Temporary Insanity

It’s that time of year, again, when the children get to go visit their favorite place in the whole world. They get adored and loved on and… stuck with needles, probed, and a host of other unpleasant things. Going to the doctor just sucks. This year, George actually did better than ever. As a spook, he has issues with people he doesn’t “know,” and even though he’s been to the vet more than a dozen times since he joined the family, it really doesn’t matter. He’s still spooky and shy, but this time, he did a little better. Crookshanks, however, my normally social butterfly, had what can only be described as a psychotic episode.

CrookshanksSince I got Crook in December, 2014, he’s been back to the vet’s office three times: first for a shot update, second when I switched foods and his tummy rebelled horrifically, and third when he stopped eating back this past December. His first visit was no big deal. He got into the carrier fairly easily. The second visit, he was mildly bothered. I say mildly only in comparison to the episode this Saturday. It took Auntie Lynn and me about ten minutes to get him in his carrier and that only after I spent ten minutes alone, and he spilled my blood. We finally made it to the vet, where I purchased a leash and harness. He was enthralled. The third visit was all leash-and-harness, and he did great despite feeling like poo.

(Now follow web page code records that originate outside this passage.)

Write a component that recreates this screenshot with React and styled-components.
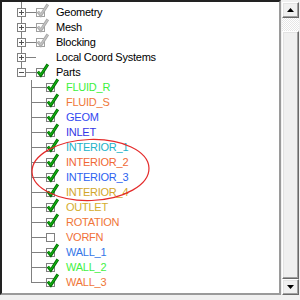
import React from 'react';
import styled, { createGlobalStyle } from 'styled-components';

const GlobalStyle = createGlobalStyle`
  html, body {
    margin: 0;
    padding: 0;
    background: #f0f0f0;
  }
  body {
    width: 300px;
    height: 300px;
    overflow: hidden;
  }
`;

const Window = styled.div`
  display: flex;
  width: 300px;
  height: 295px;
  font-family: "Liberation Sans", Arial, sans-serif;
`;

const Frame = styled.div`
  position: relative;
  flex: 0 0 281px;
  box-sizing: border-box;
  background: #fff;
  border-style: solid;
  border-width: 2px;
  border-color: #222 #9a9a9a #9a9a9a #222;
  overflow: hidden;
`;

const Tree = styled.ul`
  list-style: none;
  margin: 0;
  padding: 3px 0 0;
`;

const Row = styled.li`
  display: flex;
  align-items: center;
  height: 15px;
  white-space: nowrap;
`;

const Branch = styled.span`
  position: relative;
  flex: 0 0 ${p => p.$width}px;
  align-self: stretch;

  &::before {
    content: '';
    position: absolute;
    left: ${p => p.$line}px;
    top: ${p => (p.$first ? -3 : 0)}px;
    bottom: ${p => (p.$last ? 7 : 0)}px;
    width: 1px;
    background: #808080;
  }

  &::after {
    content: '';
    position: absolute;
    left: ${p => p.$line}px;
    right: 0;
    top: 7px;
    height: 1px;
    background: #808080;
  }
`;

const Expander = styled.span`
  position: absolute;
  left: ${p => p.$line - 4}px;
  top: 3px;
  width: 9px;
  height: 9px;
  box-sizing: border-box;
  border: 1px solid #808080;
  background: #fff;
  z-index: 1;

  &::before {
    content: '';
    position: absolute;
    left: 1px;
    right: 1px;
    top: 3px;
    height: 1px;
    background: #505050;
  }

  &::after {
    content: '';
    display: ${p => (p.$open ? 'none' : 'block')};
    position: absolute;
    left: 3px;
    top: 1px;
    bottom: 1px;
    width: 1px;
    background: #505050;
  }
`;

const IconSlot = styled.span`
  flex: 0 0 15px;
  height: 15px;
  display: block;

  svg {
    display: block;
    overflow: visible;
  }
`;

const Label = styled.span`
  padding-left: 5px;
  font-size: 11px;
  letter-spacing: -0.25px;
  line-height: 15px;
  color: ${p => p.$color || '#000'};
`;

const Ring = styled.svg`
  position: absolute;
  left: -2px;
  top: -2px;
  width: 281px;
  height: 295px;
  pointer-events: none;
  z-index: 2;
`;

const Scrollbar = styled.div`
  display: flex;
  flex-direction: column;
  width: 17px;
  margin-left: 1px;
  padding-top: 2px;
`;

const Raised = styled.div`
  box-sizing: border-box;
  background: #f0f0f0;
  border-style: solid;
  border-width: 1px;
  border-color: #fff #696969 #696969 #fff;
  box-shadow: inset -1px -1px 0 #a0a0a0, inset 1px 1px 0 #e3e3e3;
`;

const ArrowButton = styled(Raised)`
  flex: 0 0 16px;
  display: flex;
  align-items: center;
  justify-content: center;
`;

const Track = styled.div`
  flex: 0 0 13px;
  background: repeating-conic-gradient(#ffffff 0 25%, #e6e6e6 0 50%) 0 0 / 2px 2px;
`;

const Thumb = styled(Raised)`
  flex: 1;
`;

const Arrow = ({ down }) => (
  <svg width="7" height="4" viewBox="0 0 7 4">
    <polygon points={down ? '0,0 7,0 3.5,4' : '3.5,0 7,4 0,4'} fill="#000" />
  </svg>
);

const CheckBox = ({ state }) => {
  const gray = state === 'gray';
  return (
    <svg width="15" height="15" viewBox="0 0 15 15">
      <rect x="0.5" y="3.5" width="8" height="8" fill="#fff" stroke={gray ? '#a0a0a0' : '#808080'} />
      {state !== 'off' && (
        <>
          <path d="M1.8 6.6 L4.8 10.2 L11.8 -0.6" fill="none" stroke={gray ? '#a8a8a8' : '#006e00'} strokeWidth="3" />
          <path d="M2.2 6.9 L4.8 9.8 L11.6 -0.2" fill="none" stroke={gray ? '#c4c4c4' : '#12b012'} strokeWidth="1.3" />
        </>
      )}
    </svg>
  );
};

const rows = [
  { label: 'Geometry', level: 0, expander: 'plus', check: 'gray', first: true },
  { label: 'Mesh', level: 0, expander: 'plus', check: 'gray' },
  { label: 'Blocking', level: 0, expander: 'plus', check: 'gray' },
  { label: 'Local Coord Systems', level: 0, expander: 'plus' },
  { label: 'Parts', level: 0, expander: 'minus', check: 'on', last: true },
  { label: 'FLUID_R', level: 1, check: 'on', color: '#3cf03c' },
  { label: 'FLUID_S', level: 1, check: 'on', color: '#ef7838' },
  { label: 'GEOM', level: 1, check: 'on', color: '#3248f0' },
  { label: 'INLET', level: 1, check: 'on', color: '#3636e6' },
  { label: 'INTERIOR_1', level: 1, check: 'on', color: '#22b2c8' },
  { label: 'INTERIOR_2', level: 1, check: 'on', color: '#f06834' },
  { label: 'INTERIOR_3', level: 1, check: 'on', color: '#2c62f0' },
  { label: 'INTERIOR_4', level: 1, check: 'on', color: '#d2a62a' },
  { label: 'OUTLET', level: 1, check: 'on', color: '#d4ae2e' },
  { label: 'ROTATION', level: 1, check: 'on', color: '#f07638' },
  { label: 'VORFN', level: 1, check: 'off', color: '#f07038' },
  { label: 'WALL_1', level: 1, check: 'on', color: '#3476e8' },
  { label: 'WALL_2', level: 1, check: 'on', color: '#44f044' },
  { label: 'WALL_3', level: 1, check: 'on', color: '#f07638', last: true },
];

const App = () => (
  <>
    <GlobalStyle />
    <Window>
      <Frame>
        <Tree>
          {rows.map(r => {
            const line = r.level === 0 ? 19 : 29;
            return (
              <Row key={r.label}>
                <Branch $width={r.level === 0 ? 34 : 44} $line={line} $first={r.first} $last={r.last}>
                  {r.expander && <Expander $line={line} $open={r.expander === 'minus'} />}
                </Branch>
                <IconSlot>{r.check && <CheckBox state={r.check} />}</IconSlot>
                <Label $color={r.color}>{r.label}</Label>
              </Row>
            );
          })}
        </Tree>
        <Ring viewBox="0 0 281 295">
          <ellipse cx="90.5" cy="170" rx="58.5" ry="30.5" fill="none" stroke="#e42a2a" strokeWidth="1.2" transform="rotate(-2 90.5 170)" />
        </Ring>
      </Frame>
      <Scrollbar>
        <ArrowButton><Arrow /></ArrowButton>
        <Track />
        <Thumb />
        <ArrowButton><Arrow down /></ArrowButton>
      </Scrollbar>
    </Window>
  </>
);

export default App;
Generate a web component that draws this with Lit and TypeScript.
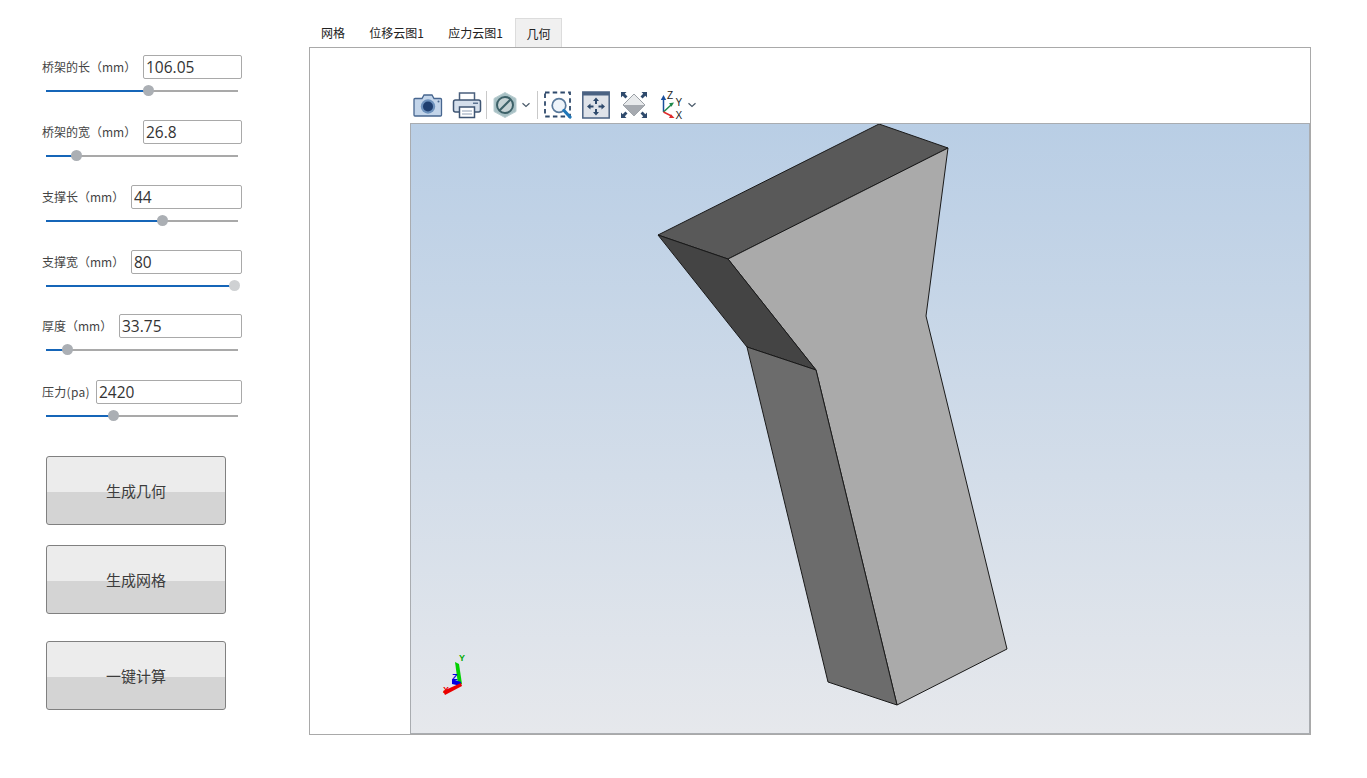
import { LitElement, html, css, svg } from "lit";
import { customElement } from "lit/decorators.js";

const params = [
  { label: "桥架的长（mm）", value: "106.05", inputW: 99, thumb: 103 },
  { label: "桥架的宽（mm）", value: "26.8", inputW: 99, thumb: 31 },
  { label: "支撑长（mm）", value: "44", inputW: 111, thumb: 117 },
  { label: "支撑宽（mm）", value: "80", inputW: 111, thumb: 189, end: true },
  { label: "厚度（mm）", value: "33.75", inputW: 123, thumb: 22 },
  { label: "压力(pa)", value: "2420", inputW: 146, thumb: 68, wide: true },
];

const camera = svg`<svg width="30" height="26" viewBox="0 0 30 26"><path d="M2 6.500h7l2-3.500h8l2 3.500h6.500a1 1 0 0 1 1 1V23a1 1 0 0 1-1 1H2a1 1 0 0 1-1-1V7.500a1 1 0 0 1 1-1z" fill="#c3d5ea" stroke="#47668f" stroke-width="1.300"/><circle cx="15" cy="14.500" r="7.200" fill="#6e92bd"/><circle cx="15" cy="14.500" r="5" fill="#1f3f70"/><circle cx="25.500" cy="9.500" r="1" fill="#47668f"/></svg>`;
const printer = svg`<svg width="30" height="28" viewBox="0 0 30 28"><path d="M7.500 9V2h15v7" fill="#fff" stroke="#4a5f7c" stroke-width="1.500"/><rect x="1.500" y="9" width="27" height="12" rx="2" fill="#d5dfeb" stroke="#3f5573" stroke-width="1.500"/><rect x="21" y="11.500" width="5" height="1.500" fill="#5d7492"/><path d="M7.500 16h15v10.500h-15z" fill="#fff" stroke="#3f5573" stroke-width="1.500"/><path d="M10 20h10M10 23h10" stroke="#8fa0b5" stroke-width="1.200"/></svg>`;
const noEntry = svg`<svg width="26" height="28" viewBox="0 0 26 28"><path d="M13 1.500 24 7.500v13L13 26.500 2 20.500v-13z" fill="#a7c0c4" stroke="#b9cdd0"/><circle cx="13" cy="14" r="8" fill="#c5d2d4" stroke="#3d6168" stroke-width="2"/><path d="M7.500 19.500 18.500 8.500" stroke="#3d6168" stroke-width="2.200"/></svg>`;
const chevron = svg`<svg width="10" height="6" viewBox="0 0 10 6"><path d="M1.500 1.200 5 4.500l3.500-3.300" fill="none" stroke="#4a5a6a" stroke-width="1.200"/></svg>`;
const zoomBox = svg`<svg width="28" height="28" viewBox="0 0 28 28"><rect x="1" y="1.500" width="25" height="24" fill="none" stroke="#2f4a6c" stroke-width="1.800" stroke-dasharray="4.500 3.200"/><circle cx="15" cy="14.500" r="6.800" fill="#eef4fa" stroke="#5a7a9c" stroke-width="1.700"/><path d="M20 19.500 26 26" stroke="#1f76b8" stroke-width="3.200" stroke-linecap="round"/></svg>`;
const arrowHead = (r: number) => svg`<path transform="translate(14 15.500) rotate(${r})" d="M0-9 3-5.500H1v3H-1v-3H-3z" fill="#2f4a6c"/>`;
const fit = svg`<svg width="28" height="28" viewBox="0 0 28 28"><rect x=".8" y="1" width="26.400" height="26" fill="#dfe3e9" stroke="#4a6282" stroke-width="1.500"/><rect x="1" y="1" width="26" height="3.500" fill="#4a6282"/>${[0, 90, 180, 270].map(arrowHead)}</svg>`;
const corner = (r: number) => svg`<path transform="rotate(${r} 14 14)" d="M1 1h5.500L4.800 2.700 7.500 5.400 5.400 7.500 2.700 4.800 1 6.500z" fill="#2f4a6c"/>`;
const iso = svg`<svg width="28" height="28" viewBox="0 0 28 28"><path d="M14 3 25 14 14 25 3 14z" fill="#e8eaec" stroke="#9ba0a6"/><path d="M14 14 25 14 14 25 3 14z" fill="#a6aab0"/>${[0, 90, 180, 270].map(corner)}</svg>`;
const axes = svg`<svg width="24" height="28" viewBox="0 0 24 28"><path d="M3.500 21V7" stroke="#1a4f9c" stroke-width="1.500"/><path d="M3.500 4 .8 9h5.400z" fill="#1a4f9c"/><path d="M3.500 21 11 14" stroke="#1f8a4c" stroke-width="1.500"/><path d="M14 11.500l-5 .8 2.500 3.500z" fill="#1f8a4c"/><path d="M3.500 21 11.500 25" stroke="#e02b2b" stroke-width="1.500"/><path d="M14.500 27l-5.500 0 2-3.700z" fill="#e02b2b"/><text x="7" y="7.500" class="axis-label">Z</text><text x="15.500" y="15" class="axis-label">Y</text><text x="15.500" y="27.500" class="axis-label">X</text></svg>`;

@customElement("app-root")
export class AppRoot extends LitElement {
  static styles = css`
    :host { display: block; width: 1367px; height: 778px; background: #fff; overflow: hidden; font-family: "Noto Sans CJK SC", "Noto Sans", sans-serif; color: #333; }
    .page { display: flex; height: 100%; }
    .side { width: 309px; flex: none; padding: 55px 67px 0 42px; box-sizing: border-box; }
    .param { height: 65px; }
    .param.short { height: 66px; }
    .param.tight { height: 64px; }
    .head { display: flex; align-items: center; justify-content: space-between; height: 24px; }
    .head label { font-size: 12px; white-space: nowrap; color: #444; margin-bottom: 2px; }
    .head label.wide { letter-spacing: .3px; }
    .head input { box-sizing: border-box; height: 24px; padding: 0 2px; border: 1px solid #a9a9a9; border-radius: 2px; font: 15.500px "Open Sans", sans-serif; color: #333; outline: none; }
    .slider { position: relative; width: 192px; height: 2px; margin: 11px 0 0 4px; background: #a9a9a9; }
    .fill { height: 100%; background: #1565b8; }
    .thumb { position: absolute; top: -5px; width: 11px; height: 11px; margin-left: -6px; border-radius: 50%; background: #abafb4; }
    .thumb.end { background: #cfd1d3; }
    .buttons { display: flex; flex-direction: column; margin: 11px 0 0 4px; }
    .buttons button { box-sizing: border-box; width: 180px; height: 69px; padding: 0; border: 1px solid #808080; border-radius: 3px; background: linear-gradient(#ececec 0 52%, #d4d4d4 52% 100%); font: 15px "Noto Sans CJK SC", sans-serif; color: #3c3c3c; }
    .buttons .gap20 { margin-top: 20px; }
    .buttons .gap27 { margin-top: 27px; }
    .main { width: 1002px; flex: none; padding-top: 18px; }
    .tabs { display: flex; height: 29px; }
    .tab { display: flex; align-items: center; justify-content: center; font-size: 12px; color: #222; box-sizing: border-box; height: 29px; }
    .tab.on { background: #f0f0f0; border: 1px solid #dcdcdc; border-bottom: none; }
    .frame { box-sizing: border-box; height: 688px; border: 1px solid #a9a9a9; padding: 43px 0 0 100px; display: flex; flex-direction: column; background: #fff; }
    .toolbar { box-sizing: border-box; display: flex; align-items: center; height: 32px; padding: 0 0 4px 3px; }
    .toolbar svg { flex: none; display: block; }
    .axis-label { font: 10px "Liberation Sans", sans-serif; fill: #222; }
    .sep { width: 1px; height: 28px; background: #c9c9c9; flex: none; }
    .view { position: relative; flex: 1; border-style: solid; border-width: 1px 1px 1px 1px; border-color: #a9acb0; background: linear-gradient(#b9cee5, #e6e8ec); }
    .view svg { position: absolute; left: 0; top: 0; display: block; }
    .triad { font: bold 9px "Liberation Sans", sans-serif; }
  `;

  render() {
    const rowClass = ["", "", "", "tight", "short", ""];
    return html`<div class="page">
      <aside class="side">
        ${params.map((p, i) => html`<div class="param ${rowClass[i]}">
          <div class="head"><label class=${p.wide ? "wide" : ""}>${p.label}</label><input style="width:${p.inputW}px" .value=${p.value} /></div>
          <div class="slider"><div class="fill" style="width:${p.thumb}px"></div><div class="thumb ${p.end ? "end" : ""}" style="left:${p.thumb}px"></div></div>
        </div>`)}
        <div class="buttons">
          <button>生成几何</button>
          <button class="gap20">生成网格</button>
          <button class="gap27">一键计算</button>
        </div>
      </aside>
      <main class="main">
        <div class="tabs">
          <div class="tab" style="width:48px">网格</div>
          <div class="tab" style="width:79px">位移云图1</div>
          <div class="tab" style="width:79px">应力云图1</div>
          <div class="tab on" style="width:47px">几何</div>
        </div>
        <div class="frame">
          <div class="toolbar">
            ${camera}<span style="width:9px"></span>${printer}<span style="width:4px"></span><div class="sep"></div><span style="width:5px"></span>${noEntry}<span style="width:3px"></span>${chevron}<span style="width:6px"></span><div class="sep"></div><span style="width:6px"></span>${zoomBox}<span style="width:10px"></span>${fit}<span style="width:10px"></span>${iso}<span style="width:12px"></span>${axes}<span style="width:3px"></span>${chevron}
          </div>
          <div class="view">
            <svg width="898" height="609" viewBox="411 124 898 609">
              <g stroke="#1a1a1a" stroke-width="1" stroke-linejoin="round">
                <polygon points="658,235 879,124 948,148 728,259" fill="#595959"/>
                <polygon points="728,259 948,148 926,316 1007,649 897,705 816,370" fill="#aaaaaa"/>
                <polygon points="658,235 728,259 816,370 747,347" fill="#444444"/>
                <polygon points="747,347 816,370 897,705 828,682" fill="#6c6c6c"/>
              </g>
              <polygon points="455,662 459,664 462,684 458,684" fill="#00d000"/>
              <polygon points="452,679 461,682 461,686 452,684" fill="#0000e0"/>
              <polygon points="443,691 461,683 462,686 445,695" fill="#e80000"/>
              <text x="459" y="661" fill="#0a0" class="triad">Y</text>
              <text x="452" y="680" fill="#00d" class="triad">Z</text>
              <text x="443" y="693" fill="#e00" class="triad">X</text>
            </svg>
          </div>
        </div>
      </main>
    </div>`;
  }
}
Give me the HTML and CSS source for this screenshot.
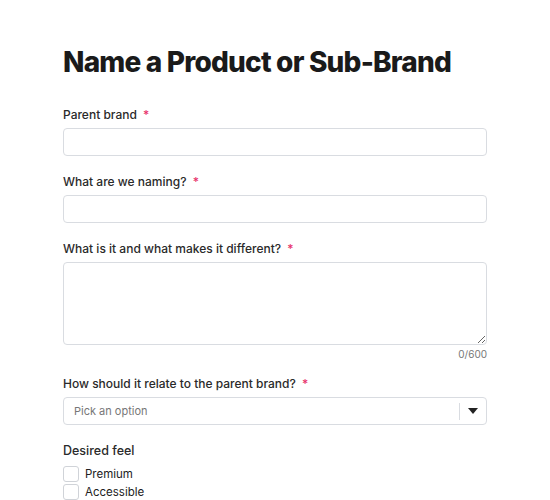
FILE: index.html
```html
<!DOCTYPE html>
<html lang="en">
<head>
  <meta charset="UTF-8">
  <meta name="viewport" content="width=device-width, initial-scale=1.0">
  <title>Name a Product or Sub-Brand</title>
  <link rel="stylesheet" href="styles.css">
</head>
<body>
  <div class="container">
    <h1>Name a Product or Sub-Brand</h1>
    <form>
      <div class="form-group">
        <label class="field-label" for="parent">Parent brand <span class="req">*</span></label>
        <input type="text" id="parent" name="parent">
      </div>

      <div class="form-group">
        <label class="field-label" for="naming">What are we naming? <span class="req">*</span></label>
        <input type="text" id="naming" name="naming">
      </div>

      <div class="form-group">
        <label class="field-label" for="about">What is it and what makes it different? <span class="req">*</span></label>
        <textarea id="about" name="about"></textarea>
        <div class="counter">0/600</div>
      </div>

      <div class="form-group">
        <label class="field-label" for="relate">How should it relate to the parent brand? <span class="req">*</span></label>
        <div class="select">
          <span class="placeholder">Pick an option</span>
          <span class="select-arrow">
            <svg width="10" height="6" viewBox="0 0 10 6"><path d="M0 0h10L5 6z" fill="#222"/></svg>
          </span>
        </div>
      </div>

      <div class="form-group">
        <div class="group-title">Desired feel</div>
        <label class="check"><input type="checkbox"> Premium</label>
        <label class="check"><input type="checkbox"> Accessible</label>
      </div>
    </form>
  </div>
</body>
</html>
```
FILE: styles.css
```css
*{box-sizing:border-box;margin:0;padding:0}
body{background:#fff;font-family:Inter,"Noto Sans",sans-serif;color:#222}
.container{width:424px;margin:0 0 0 63px;padding-top:44px}
h1{font-size:28px;font-weight:800;color:#1a1a1a;letter-spacing:-0.8px;line-height:36px;margin-bottom:27px}
.form-group{margin-bottom:18px}
.field-label{display:block;font-size:12px;font-weight:500;color:#2a2a2a;line-height:16px;margin-bottom:5px}
.req{color:#e8336d;font-size:12px;margin-left:3px}
input[type="text"]{display:block;width:100%;height:28px;border:1px solid #d9dce1;border-radius:4px;background:#fff;font:inherit}
textarea{display:block;width:100%;height:83px;border:1px solid #d9dce1;border-radius:4px;resize:vertical;font:inherit}
.counter{text-align:right;font-size:10px;color:#777;margin-top:3px;line-height:12px}
.form-group:has(.counter){margin-bottom:16px}
.select{display:flex;align-items:center;height:28px;border:1px solid #d9dce1;border-radius:4px;font-size:11px;color:#777}
.placeholder{flex:1;padding-left:10px}
.select-arrow{display:flex;align-items:center;justify-content:center;width:27px;height:17px;border-left:1px solid #d9dce1}
.group-title{font-size:12.5px;font-weight:500;color:#2a2a2a;line-height:16px;margin-bottom:6px}
.check{display:flex;align-items:center;gap:6px;font-size:11.5px;color:#222;height:18px}
.check input{appearance:none;width:16px;height:16px;border:1px solid #d0d3d8;border-radius:3px;background:#fff}
```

We have also taken several trips to our greyhound adoption group to do some “cat-testing.” He went through those ordeals like a true champ! No issues. He let the greys sniff him (some tried to eat him), but he never got feisty. He was the perfect puss.

On Saturday, when we walked in the door, he was in my arms with George out in front on his leash. Suddenly, he was quite literally fighting me tooth and nail. I ended up dropping him on the floor, and he ran into the little children’s play area they have there in the office. We got George off into an exam room, and I went to pick up Crook. He hissed, spat, and clawed the crap out of my hand. He was livid. The problem, it would seem, was Joseph, the office cat. He had come out and was sitting on the front desk. Crook was not having any of that.

I eventually was able to scruff him and haul him off into the exam room. They worked on George first, to try and let Crook calm down. By the time we were ready for him he was still having a hissy fit. I have more than 10 “holes” in my hands, not scratches, but holes where he latched on with those needle sharp claws and just held on for dear life. They brought out the gloves and a towel to try to catch him. He was having none of that. He was screaming worse than any cat fight I’ve ever heard. The GSOD (greyhound scream of death) is an insignificant whisper compared to the yowling coming out of that cat. You’d have thought he was being mauled by a rabid dog.

It ended up taking ten to fifteen minutes for two techs, two pairs of gloves, and two towels to catch the little beastie and get him into the plastic box. The plastic box then had two receptacles that are used to pump in anesthetic gas. So, yes, we gassed my cat. He was still snarling and growling after. They were able to clean him up (he had made rather a mess of himself in his hissy fit), give him his shots, cut off his nails, and get him in a kennel. When they brought him out to me he was fairly alert, but loggy, and still a bit snarly. We managed to get him in the truck without any additional drama.

Once we got home, it took him about half an hour of hiding under the bed and out on the porch before he climbed up in my lap, curled up, and slept for two hours. Seriously, psychotic episode. He has been perfectly fine since. What the heck?